[Directions for this task] Extract the run of lines that starts at the top of the records below and ends at the line with "statement for July.</p>", keeping both ends and excluding pictures.

-- begin Material to process --

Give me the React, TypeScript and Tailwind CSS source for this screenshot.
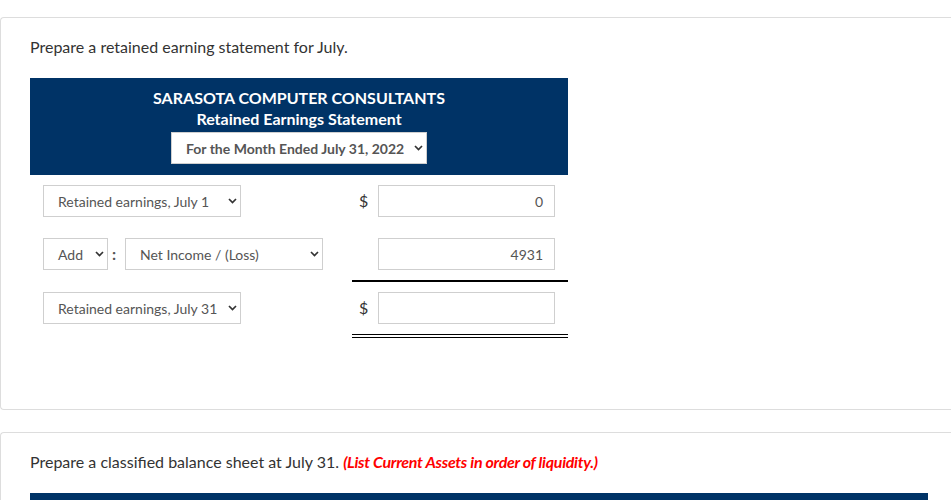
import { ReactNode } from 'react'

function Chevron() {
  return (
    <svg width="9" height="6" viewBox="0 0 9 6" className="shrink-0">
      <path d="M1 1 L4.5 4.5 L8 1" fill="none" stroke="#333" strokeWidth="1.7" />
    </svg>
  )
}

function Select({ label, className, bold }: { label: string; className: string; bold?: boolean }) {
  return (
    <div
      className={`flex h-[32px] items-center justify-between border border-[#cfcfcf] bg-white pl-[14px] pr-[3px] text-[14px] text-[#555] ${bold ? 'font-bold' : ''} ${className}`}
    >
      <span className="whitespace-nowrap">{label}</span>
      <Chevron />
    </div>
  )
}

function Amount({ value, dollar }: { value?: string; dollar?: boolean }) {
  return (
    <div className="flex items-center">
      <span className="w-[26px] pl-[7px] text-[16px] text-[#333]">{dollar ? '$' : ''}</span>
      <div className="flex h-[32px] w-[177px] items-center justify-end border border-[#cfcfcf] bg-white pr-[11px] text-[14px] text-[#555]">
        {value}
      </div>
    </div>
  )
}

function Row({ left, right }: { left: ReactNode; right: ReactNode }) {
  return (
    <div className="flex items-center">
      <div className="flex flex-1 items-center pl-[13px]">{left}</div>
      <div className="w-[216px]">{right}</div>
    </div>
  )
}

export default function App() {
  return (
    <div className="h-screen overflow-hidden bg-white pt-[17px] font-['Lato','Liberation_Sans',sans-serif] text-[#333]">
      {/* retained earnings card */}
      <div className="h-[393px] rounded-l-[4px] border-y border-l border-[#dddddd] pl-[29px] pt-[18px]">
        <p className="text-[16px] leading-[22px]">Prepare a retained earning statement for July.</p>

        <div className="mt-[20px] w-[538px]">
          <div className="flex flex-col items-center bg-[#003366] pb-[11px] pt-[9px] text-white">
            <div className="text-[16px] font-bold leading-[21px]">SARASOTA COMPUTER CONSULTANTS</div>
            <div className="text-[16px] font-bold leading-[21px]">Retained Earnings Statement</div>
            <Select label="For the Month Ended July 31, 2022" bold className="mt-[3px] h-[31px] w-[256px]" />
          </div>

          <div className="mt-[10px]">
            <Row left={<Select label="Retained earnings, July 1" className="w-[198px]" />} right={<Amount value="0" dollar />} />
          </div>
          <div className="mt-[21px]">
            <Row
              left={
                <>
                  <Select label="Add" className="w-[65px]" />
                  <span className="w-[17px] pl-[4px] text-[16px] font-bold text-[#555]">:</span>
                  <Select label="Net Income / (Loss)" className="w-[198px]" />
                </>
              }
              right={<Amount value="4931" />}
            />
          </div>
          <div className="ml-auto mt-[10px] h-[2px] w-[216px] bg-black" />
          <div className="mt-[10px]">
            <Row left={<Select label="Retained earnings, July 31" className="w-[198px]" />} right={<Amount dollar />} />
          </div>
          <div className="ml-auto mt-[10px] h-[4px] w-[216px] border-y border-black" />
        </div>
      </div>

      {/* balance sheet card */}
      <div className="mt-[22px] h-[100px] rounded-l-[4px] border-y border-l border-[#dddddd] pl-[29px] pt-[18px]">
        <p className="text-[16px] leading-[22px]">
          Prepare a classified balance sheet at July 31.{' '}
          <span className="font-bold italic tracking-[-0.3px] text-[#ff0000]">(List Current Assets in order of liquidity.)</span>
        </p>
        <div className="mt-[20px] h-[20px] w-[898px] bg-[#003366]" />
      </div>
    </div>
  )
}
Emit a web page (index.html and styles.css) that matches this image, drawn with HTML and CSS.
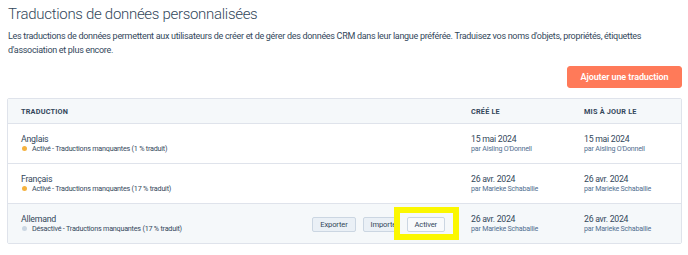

-- end Material to process --

[Task output]
Give me the React, TypeScript and Tailwind CSS source for this screenshot.
import { ReactNode } from 'react'

function Chevron() {
  return (
    <svg width="9" height="6" viewBox="0 0 9 6" className="shrink-0">
      <path d="M1 1 L4.5 4.5 L8 1" fill="none" stroke="#333" strokeWidth="1.7" />
    </svg>
  )
}

function Select({ label, className, bold }: { label: string; className: string; bold?: boolean }) {
  return (
    <div
      className={`flex h-[32px] items-center justify-between border border-[#cfcfcf] bg-white pl-[14px] pr-[3px] text-[14px] text-[#555] ${bold ? 'font-bold' : ''} ${className}`}
    >
      <span className="whitespace-nowrap">{label}</span>
      <Chevron />
    </div>
  )
}

function Amount({ value, dollar }: { value?: string; dollar?: boolean }) {
  return (
    <div className="flex items-center">
      <span className="w-[26px] pl-[7px] text-[16px] text-[#333]">{dollar ? '$' : ''}</span>
      <div className="flex h-[32px] w-[177px] items-center justify-end border border-[#cfcfcf] bg-white pr-[11px] text-[14px] text-[#555]">
        {value}
      </div>
    </div>
  )
}

function Row({ left, right }: { left: ReactNode; right: ReactNode }) {
  return (
    <div className="flex items-center">
      <div className="flex flex-1 items-center pl-[13px]">{left}</div>
      <div className="w-[216px]">{right}</div>
    </div>
  )
}

export default function App() {
  return (
    <div className="h-screen overflow-hidden bg-white pt-[17px] font-['Lato','Liberation_Sans',sans-serif] text-[#333]">
      {/* retained earnings card */}
      <div className="h-[393px] rounded-l-[4px] border-y border-l border-[#dddddd] pl-[29px] pt-[18px]">
        <p className="text-[16px] leading-[22px]">Prepare a retained earning statement for July.</p>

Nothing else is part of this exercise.